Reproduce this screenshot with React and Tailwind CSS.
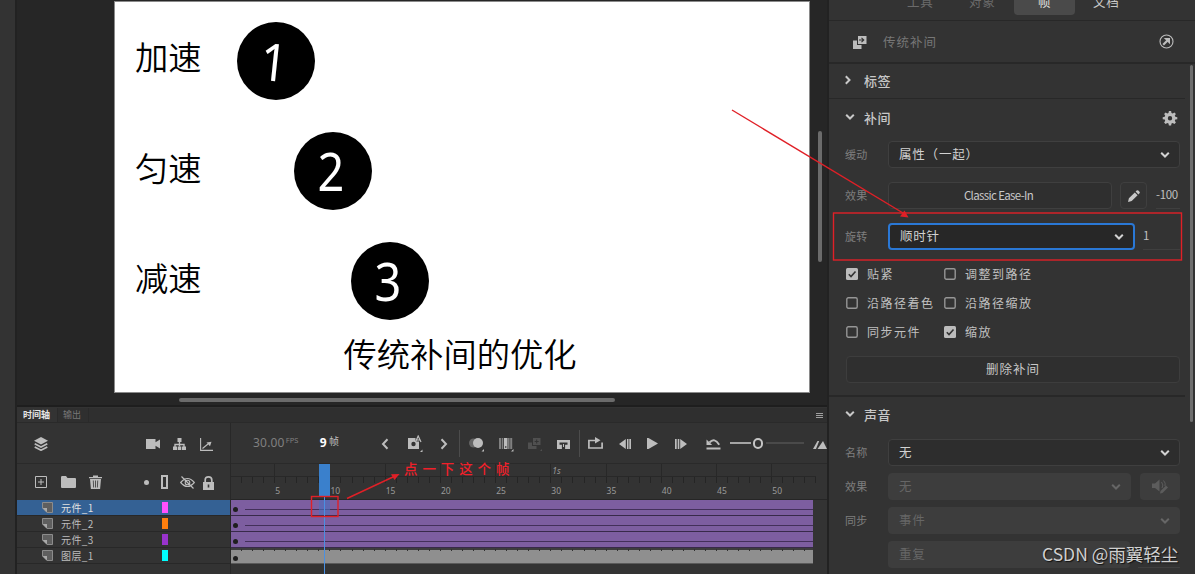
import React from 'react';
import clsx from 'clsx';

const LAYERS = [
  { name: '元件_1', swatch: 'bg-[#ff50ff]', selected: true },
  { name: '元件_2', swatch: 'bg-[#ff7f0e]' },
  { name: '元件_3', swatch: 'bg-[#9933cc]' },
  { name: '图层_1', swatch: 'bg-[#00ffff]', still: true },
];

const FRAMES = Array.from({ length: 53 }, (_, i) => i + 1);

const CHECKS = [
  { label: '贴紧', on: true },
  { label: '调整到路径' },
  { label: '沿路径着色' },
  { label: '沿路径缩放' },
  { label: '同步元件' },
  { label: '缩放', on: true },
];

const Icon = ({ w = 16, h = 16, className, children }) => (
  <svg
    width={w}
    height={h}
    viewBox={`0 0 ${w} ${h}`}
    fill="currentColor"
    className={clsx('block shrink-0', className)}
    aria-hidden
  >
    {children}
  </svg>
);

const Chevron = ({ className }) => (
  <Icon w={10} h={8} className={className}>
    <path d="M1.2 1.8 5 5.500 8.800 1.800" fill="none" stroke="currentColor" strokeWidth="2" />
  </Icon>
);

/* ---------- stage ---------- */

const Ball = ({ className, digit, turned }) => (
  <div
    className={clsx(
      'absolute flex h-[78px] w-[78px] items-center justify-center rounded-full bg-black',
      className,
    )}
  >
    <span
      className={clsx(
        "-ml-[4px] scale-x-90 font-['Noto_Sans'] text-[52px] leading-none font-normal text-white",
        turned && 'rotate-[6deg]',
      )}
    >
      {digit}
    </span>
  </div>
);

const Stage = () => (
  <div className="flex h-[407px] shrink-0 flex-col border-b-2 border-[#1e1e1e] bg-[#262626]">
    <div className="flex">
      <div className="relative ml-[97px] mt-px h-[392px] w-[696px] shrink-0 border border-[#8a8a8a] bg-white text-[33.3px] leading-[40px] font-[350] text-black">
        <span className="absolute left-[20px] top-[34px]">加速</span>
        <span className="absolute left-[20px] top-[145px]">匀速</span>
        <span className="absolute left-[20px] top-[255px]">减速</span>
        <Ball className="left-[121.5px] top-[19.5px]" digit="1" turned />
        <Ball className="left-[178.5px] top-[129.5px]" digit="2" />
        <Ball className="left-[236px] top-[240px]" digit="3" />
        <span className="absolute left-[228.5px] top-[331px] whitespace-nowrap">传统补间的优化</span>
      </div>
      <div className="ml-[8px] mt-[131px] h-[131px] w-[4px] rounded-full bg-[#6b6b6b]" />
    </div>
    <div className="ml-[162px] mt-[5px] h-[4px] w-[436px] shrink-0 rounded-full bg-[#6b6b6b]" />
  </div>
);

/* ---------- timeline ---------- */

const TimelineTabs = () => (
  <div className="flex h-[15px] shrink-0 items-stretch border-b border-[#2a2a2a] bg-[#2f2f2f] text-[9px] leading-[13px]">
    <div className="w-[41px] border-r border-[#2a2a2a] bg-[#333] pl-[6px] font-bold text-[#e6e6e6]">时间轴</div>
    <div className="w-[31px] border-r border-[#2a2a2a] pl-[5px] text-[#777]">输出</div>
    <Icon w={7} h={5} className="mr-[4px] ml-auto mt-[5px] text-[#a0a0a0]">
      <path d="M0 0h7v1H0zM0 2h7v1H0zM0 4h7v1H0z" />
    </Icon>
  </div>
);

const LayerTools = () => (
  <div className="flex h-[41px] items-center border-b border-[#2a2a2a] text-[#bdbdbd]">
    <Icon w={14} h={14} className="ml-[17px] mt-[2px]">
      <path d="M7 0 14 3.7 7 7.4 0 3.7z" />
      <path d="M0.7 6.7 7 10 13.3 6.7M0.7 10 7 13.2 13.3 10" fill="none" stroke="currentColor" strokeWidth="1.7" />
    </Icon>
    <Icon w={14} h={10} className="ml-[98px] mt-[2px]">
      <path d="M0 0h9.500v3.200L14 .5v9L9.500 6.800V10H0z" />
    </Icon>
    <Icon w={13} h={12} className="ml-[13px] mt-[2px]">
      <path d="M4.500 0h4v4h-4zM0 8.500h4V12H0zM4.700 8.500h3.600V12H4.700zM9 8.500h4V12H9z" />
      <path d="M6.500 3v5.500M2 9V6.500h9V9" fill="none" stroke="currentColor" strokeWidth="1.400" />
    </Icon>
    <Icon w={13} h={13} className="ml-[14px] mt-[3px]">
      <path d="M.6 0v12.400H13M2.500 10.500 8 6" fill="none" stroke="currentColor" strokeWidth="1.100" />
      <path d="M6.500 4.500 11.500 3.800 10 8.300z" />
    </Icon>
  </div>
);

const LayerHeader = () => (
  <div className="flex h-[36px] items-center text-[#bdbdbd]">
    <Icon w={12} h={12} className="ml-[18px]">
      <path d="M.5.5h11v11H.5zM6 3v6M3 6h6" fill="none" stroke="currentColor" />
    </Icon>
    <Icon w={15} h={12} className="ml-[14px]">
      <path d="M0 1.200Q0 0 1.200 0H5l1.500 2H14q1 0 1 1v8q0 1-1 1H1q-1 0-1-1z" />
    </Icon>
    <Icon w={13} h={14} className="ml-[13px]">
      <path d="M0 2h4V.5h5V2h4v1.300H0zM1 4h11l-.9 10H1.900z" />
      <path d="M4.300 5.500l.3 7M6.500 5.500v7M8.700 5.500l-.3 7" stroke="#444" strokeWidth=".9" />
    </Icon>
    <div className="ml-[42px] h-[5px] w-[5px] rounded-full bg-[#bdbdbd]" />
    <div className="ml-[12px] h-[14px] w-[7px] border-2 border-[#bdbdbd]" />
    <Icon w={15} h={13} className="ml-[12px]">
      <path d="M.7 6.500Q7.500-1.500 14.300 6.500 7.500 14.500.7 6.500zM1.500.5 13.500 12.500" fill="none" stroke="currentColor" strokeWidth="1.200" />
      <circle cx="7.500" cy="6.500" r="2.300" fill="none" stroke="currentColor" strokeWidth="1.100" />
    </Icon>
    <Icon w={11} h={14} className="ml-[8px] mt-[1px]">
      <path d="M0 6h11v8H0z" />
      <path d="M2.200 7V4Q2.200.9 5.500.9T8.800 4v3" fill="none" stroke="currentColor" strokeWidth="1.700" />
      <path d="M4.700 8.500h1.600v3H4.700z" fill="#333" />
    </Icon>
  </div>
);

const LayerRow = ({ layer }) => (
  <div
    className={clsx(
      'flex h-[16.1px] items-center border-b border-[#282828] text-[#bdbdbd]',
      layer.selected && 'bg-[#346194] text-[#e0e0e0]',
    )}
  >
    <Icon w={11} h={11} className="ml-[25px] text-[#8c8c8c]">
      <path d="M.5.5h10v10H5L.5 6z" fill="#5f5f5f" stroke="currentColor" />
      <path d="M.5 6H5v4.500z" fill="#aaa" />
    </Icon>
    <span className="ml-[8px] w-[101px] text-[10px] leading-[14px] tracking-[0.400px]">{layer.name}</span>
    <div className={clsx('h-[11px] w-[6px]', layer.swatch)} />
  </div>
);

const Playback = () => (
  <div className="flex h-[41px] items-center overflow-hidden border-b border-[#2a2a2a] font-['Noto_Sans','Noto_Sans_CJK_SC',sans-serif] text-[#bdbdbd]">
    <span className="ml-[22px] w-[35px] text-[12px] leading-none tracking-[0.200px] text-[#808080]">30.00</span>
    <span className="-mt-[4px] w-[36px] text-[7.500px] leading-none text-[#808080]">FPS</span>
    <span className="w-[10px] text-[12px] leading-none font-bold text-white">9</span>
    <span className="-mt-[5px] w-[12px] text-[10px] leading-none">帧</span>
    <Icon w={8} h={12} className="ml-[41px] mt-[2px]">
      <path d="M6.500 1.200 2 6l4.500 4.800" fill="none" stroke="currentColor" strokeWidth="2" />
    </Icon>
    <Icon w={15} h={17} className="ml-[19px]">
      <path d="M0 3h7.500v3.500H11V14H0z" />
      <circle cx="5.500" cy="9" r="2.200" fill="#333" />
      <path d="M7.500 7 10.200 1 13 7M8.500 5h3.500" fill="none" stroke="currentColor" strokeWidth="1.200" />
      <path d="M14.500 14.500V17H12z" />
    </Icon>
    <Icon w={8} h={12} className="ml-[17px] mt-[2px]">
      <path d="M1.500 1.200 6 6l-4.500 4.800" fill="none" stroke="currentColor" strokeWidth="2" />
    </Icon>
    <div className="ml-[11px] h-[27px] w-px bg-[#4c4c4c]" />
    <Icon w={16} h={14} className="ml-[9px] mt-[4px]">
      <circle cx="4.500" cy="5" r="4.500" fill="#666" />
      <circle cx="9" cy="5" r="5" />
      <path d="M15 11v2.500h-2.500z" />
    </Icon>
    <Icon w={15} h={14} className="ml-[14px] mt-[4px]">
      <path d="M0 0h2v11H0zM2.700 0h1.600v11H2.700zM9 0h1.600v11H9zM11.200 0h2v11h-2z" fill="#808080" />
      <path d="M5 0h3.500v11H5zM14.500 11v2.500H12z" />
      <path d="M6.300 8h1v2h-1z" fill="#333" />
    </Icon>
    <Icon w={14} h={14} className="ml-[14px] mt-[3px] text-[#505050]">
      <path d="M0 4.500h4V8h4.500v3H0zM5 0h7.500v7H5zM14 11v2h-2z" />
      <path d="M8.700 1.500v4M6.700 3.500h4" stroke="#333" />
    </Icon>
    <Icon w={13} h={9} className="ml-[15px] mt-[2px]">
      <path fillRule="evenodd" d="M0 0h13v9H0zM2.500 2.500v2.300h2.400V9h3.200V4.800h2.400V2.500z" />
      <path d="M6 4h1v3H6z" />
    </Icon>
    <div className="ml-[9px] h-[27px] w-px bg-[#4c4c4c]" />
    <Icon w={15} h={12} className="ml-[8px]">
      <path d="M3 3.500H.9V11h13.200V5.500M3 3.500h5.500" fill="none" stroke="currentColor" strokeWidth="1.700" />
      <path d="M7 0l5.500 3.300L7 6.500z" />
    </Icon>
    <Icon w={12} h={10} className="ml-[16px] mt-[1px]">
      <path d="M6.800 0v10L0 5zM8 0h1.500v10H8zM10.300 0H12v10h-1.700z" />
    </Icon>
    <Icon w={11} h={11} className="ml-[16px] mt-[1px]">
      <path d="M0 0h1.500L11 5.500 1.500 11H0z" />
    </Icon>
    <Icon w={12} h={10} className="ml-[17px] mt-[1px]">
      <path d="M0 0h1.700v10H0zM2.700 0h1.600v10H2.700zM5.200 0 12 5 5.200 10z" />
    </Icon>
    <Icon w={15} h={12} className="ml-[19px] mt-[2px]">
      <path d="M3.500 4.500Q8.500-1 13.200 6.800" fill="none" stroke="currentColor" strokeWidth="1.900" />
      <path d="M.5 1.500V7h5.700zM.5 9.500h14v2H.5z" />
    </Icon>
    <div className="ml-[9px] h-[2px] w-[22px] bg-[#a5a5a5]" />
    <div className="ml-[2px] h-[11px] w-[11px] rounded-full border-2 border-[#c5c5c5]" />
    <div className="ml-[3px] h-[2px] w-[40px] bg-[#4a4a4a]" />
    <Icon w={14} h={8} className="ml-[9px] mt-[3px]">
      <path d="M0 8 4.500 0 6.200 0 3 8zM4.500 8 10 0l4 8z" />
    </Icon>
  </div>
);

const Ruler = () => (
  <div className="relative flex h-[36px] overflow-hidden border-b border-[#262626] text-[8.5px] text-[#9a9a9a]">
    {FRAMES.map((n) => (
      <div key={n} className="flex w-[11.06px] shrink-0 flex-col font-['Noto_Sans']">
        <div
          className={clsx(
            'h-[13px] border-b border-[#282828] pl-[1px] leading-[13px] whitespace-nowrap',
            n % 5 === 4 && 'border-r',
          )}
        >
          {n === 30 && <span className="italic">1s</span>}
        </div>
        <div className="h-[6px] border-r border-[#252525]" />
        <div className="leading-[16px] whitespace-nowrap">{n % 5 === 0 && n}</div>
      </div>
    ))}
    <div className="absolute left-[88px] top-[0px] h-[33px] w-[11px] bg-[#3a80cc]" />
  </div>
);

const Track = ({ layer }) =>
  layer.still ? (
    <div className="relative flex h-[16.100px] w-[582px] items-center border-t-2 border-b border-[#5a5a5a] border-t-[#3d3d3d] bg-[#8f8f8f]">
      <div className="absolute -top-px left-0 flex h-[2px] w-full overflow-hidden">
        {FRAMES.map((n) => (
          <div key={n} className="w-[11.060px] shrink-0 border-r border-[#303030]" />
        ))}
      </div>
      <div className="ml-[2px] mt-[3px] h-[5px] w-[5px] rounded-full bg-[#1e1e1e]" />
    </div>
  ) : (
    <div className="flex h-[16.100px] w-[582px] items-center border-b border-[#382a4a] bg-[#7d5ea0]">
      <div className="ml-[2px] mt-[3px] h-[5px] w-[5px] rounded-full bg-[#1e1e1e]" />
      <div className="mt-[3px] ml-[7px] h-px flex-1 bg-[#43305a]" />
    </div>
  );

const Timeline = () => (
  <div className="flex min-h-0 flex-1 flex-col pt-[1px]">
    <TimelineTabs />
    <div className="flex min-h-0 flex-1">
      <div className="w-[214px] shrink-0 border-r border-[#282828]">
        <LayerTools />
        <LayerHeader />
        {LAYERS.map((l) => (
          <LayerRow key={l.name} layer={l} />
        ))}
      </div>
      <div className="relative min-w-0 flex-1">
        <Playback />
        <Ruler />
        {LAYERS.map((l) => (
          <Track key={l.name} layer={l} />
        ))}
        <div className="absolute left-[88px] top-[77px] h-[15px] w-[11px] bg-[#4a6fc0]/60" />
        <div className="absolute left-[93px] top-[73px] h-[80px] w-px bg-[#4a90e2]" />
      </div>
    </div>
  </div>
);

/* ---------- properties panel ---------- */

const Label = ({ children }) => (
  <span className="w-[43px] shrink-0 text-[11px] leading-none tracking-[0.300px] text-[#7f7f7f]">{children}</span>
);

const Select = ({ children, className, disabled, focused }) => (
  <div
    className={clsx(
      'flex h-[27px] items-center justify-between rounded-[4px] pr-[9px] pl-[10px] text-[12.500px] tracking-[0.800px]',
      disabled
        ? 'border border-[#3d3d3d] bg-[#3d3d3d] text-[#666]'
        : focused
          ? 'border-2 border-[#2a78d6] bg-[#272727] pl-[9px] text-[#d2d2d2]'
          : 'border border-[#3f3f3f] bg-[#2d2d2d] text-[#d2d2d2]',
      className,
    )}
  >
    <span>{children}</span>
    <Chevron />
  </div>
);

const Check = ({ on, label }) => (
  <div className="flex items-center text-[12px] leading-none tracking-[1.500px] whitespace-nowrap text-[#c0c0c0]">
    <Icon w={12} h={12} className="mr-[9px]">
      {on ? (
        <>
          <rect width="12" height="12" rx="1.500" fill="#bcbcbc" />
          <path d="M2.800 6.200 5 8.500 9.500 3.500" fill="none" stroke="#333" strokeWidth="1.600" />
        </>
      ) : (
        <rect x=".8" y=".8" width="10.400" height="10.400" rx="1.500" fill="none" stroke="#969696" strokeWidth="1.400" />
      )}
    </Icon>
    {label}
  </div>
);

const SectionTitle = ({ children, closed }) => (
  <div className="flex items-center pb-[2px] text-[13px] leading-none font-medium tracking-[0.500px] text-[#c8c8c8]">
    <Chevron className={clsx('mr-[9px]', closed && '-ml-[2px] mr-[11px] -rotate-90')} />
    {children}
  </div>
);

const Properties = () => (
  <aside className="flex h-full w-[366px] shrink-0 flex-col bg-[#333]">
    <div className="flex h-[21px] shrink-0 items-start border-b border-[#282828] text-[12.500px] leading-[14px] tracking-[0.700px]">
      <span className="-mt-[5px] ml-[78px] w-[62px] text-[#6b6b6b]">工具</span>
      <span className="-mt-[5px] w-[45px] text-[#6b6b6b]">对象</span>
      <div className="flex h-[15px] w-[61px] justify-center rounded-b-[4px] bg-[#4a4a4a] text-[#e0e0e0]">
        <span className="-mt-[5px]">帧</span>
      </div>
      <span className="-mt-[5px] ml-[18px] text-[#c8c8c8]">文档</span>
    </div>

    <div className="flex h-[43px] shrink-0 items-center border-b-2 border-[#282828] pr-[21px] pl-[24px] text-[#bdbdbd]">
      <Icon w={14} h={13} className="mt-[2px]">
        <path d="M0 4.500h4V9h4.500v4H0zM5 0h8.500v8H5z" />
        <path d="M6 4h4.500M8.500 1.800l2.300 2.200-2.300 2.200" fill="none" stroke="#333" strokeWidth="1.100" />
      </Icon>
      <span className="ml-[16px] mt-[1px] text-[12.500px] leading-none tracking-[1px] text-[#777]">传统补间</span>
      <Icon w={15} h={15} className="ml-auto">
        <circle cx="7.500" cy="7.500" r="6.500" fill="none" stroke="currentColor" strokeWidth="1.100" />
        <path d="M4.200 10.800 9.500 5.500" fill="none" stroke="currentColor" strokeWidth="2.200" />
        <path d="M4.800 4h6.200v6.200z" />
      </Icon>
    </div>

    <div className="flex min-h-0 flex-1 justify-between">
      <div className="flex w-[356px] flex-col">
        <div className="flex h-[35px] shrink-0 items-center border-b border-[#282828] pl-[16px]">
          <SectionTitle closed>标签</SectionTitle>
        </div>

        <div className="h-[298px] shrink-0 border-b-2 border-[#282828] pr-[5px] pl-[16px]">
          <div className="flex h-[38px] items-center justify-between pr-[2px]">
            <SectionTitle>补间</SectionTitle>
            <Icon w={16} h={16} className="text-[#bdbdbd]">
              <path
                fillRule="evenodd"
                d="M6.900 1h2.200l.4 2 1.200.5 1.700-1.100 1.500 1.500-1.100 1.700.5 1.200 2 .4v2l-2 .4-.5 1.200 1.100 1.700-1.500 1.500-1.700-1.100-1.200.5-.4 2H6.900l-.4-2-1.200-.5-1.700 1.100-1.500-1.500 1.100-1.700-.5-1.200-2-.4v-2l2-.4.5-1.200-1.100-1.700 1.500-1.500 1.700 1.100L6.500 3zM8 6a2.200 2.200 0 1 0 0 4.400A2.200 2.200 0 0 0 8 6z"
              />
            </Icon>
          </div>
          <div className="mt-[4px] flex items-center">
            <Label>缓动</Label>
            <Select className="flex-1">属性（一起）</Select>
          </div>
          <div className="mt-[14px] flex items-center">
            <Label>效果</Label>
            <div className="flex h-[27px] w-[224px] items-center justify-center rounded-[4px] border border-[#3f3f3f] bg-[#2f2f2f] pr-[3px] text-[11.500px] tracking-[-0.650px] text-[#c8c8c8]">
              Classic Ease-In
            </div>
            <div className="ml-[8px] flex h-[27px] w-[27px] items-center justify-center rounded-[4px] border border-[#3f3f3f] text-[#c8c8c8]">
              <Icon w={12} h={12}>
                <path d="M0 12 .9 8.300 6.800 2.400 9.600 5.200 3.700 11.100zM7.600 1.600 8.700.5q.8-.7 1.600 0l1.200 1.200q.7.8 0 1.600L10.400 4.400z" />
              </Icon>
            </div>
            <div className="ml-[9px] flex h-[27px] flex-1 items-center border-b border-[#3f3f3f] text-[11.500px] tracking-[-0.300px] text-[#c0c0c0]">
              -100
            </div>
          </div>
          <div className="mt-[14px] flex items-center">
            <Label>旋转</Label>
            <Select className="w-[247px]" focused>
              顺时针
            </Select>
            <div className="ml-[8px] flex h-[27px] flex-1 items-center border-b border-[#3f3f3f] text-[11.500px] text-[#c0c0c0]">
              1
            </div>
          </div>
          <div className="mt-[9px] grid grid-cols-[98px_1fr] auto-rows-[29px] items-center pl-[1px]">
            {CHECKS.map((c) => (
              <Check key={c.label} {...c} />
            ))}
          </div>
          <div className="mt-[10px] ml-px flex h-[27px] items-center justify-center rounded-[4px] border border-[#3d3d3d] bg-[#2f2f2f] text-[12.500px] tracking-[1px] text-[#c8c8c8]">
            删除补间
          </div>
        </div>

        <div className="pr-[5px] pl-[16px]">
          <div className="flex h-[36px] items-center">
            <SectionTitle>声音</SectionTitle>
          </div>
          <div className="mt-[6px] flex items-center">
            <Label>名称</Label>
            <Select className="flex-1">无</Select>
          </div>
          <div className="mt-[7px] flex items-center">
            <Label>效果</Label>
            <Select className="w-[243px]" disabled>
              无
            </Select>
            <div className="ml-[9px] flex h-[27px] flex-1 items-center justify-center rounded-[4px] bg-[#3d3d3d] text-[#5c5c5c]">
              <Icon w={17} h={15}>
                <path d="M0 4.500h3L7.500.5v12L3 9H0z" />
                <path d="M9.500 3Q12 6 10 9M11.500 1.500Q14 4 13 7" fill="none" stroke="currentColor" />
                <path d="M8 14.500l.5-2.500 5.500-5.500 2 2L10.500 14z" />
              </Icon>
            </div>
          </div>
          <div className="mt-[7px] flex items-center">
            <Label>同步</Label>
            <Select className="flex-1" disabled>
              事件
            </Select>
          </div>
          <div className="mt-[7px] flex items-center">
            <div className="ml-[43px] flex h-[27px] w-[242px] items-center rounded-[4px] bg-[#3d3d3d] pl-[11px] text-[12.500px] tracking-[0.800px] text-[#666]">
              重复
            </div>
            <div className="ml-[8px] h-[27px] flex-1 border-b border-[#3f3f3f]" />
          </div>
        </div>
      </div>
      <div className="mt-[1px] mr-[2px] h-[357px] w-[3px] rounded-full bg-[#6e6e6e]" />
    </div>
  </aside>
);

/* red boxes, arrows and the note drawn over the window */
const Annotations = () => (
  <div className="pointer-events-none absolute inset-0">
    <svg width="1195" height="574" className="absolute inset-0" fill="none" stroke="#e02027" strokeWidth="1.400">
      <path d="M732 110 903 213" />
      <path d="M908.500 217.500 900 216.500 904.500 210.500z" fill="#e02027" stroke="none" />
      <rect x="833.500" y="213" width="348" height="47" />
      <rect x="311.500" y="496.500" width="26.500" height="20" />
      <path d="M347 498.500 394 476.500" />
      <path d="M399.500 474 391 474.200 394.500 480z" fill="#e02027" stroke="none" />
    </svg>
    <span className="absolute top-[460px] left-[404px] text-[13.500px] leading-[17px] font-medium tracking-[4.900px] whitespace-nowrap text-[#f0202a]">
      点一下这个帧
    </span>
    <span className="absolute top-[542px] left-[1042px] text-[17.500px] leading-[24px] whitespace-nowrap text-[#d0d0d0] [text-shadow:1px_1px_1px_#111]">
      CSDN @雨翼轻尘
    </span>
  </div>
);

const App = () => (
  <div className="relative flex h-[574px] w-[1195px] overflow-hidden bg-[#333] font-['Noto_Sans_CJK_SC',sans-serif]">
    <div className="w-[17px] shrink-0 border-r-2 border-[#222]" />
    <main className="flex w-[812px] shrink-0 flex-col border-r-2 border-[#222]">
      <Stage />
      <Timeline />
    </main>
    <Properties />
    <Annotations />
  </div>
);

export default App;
******
→ REQUIRED TASK: Pictures are excluded; extract exactly the lines from the start of the data through the line that holds "import clsx from 'clsx';", both ends included.

→ RESPONSE:
Reproduce this screenshot with React and Tailwind CSS.
import React from 'react';
import clsx from 'clsx';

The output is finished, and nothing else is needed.